Indeed, securities regulators have been troubled over the past few months by some
day-trading advertising they feel glorifies the trading strategy and doesn't adequately
disclose the risks. Other firms may have bigger problems: Texas securities regulators,
working with prosecutors, are investigating individuals associated with Momentum
Securities for activities connected to trading practices, according to people familiar with
the matter.

In a statement, Momentum said it had talked with "senior state securities regulators," as
well as "a number of representatives from state attorneys general offices and to the
Texas Attorney General's office and have no indication whatsoever that securities
regulators are working with those offices."

In a financial report for the fiscal year ended Oct. 31, Momentum stated that "the Texas
State Securities Board is conducting an aggressive ongoing review of the Company's
business and operations." The report, which was filed with state regulators, added that
"to date, no administrative action has been commenced by the State."
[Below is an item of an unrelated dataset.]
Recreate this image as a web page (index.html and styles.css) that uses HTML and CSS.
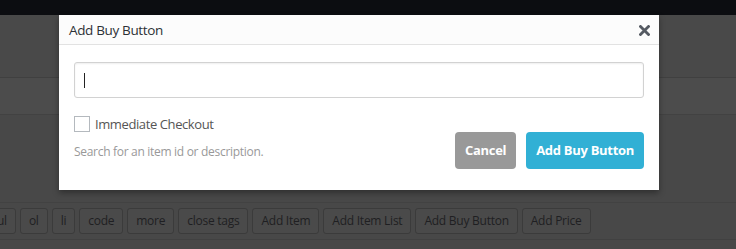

David Grauer, director of enforcement for the Texas State Securities Board, said: "I'm
not entitled to comment on any ongoing investigative matters."

And over the past several months, the SEC has been conducting an examination of the
practices of a large number of day-trading firms, including All-Tech, based in Montvale,
N.J., and Momentum, based in Houston. The examinations are focusing on a number of
areas, including the disclosures that day-trading firms make to their clients, how the firms
supervise trading activity and whether firms are violating margin-lending requirements. If
customers borrow excessively "on margin," they have more money to lose, all while
trading more and generating more commissions for their brokerage firms.

This month, a task force of state securities regulators will release a report examining the
practices of day-trading firms. Among other things, the report will include an analysis of
sample day-trading accounts. In an administrative complaint filed last year against Block
Trading Inc., a now-defunct day-trading firm, Massachusetts securities regulators
alleged that only one of the branch's 68 accounts made money.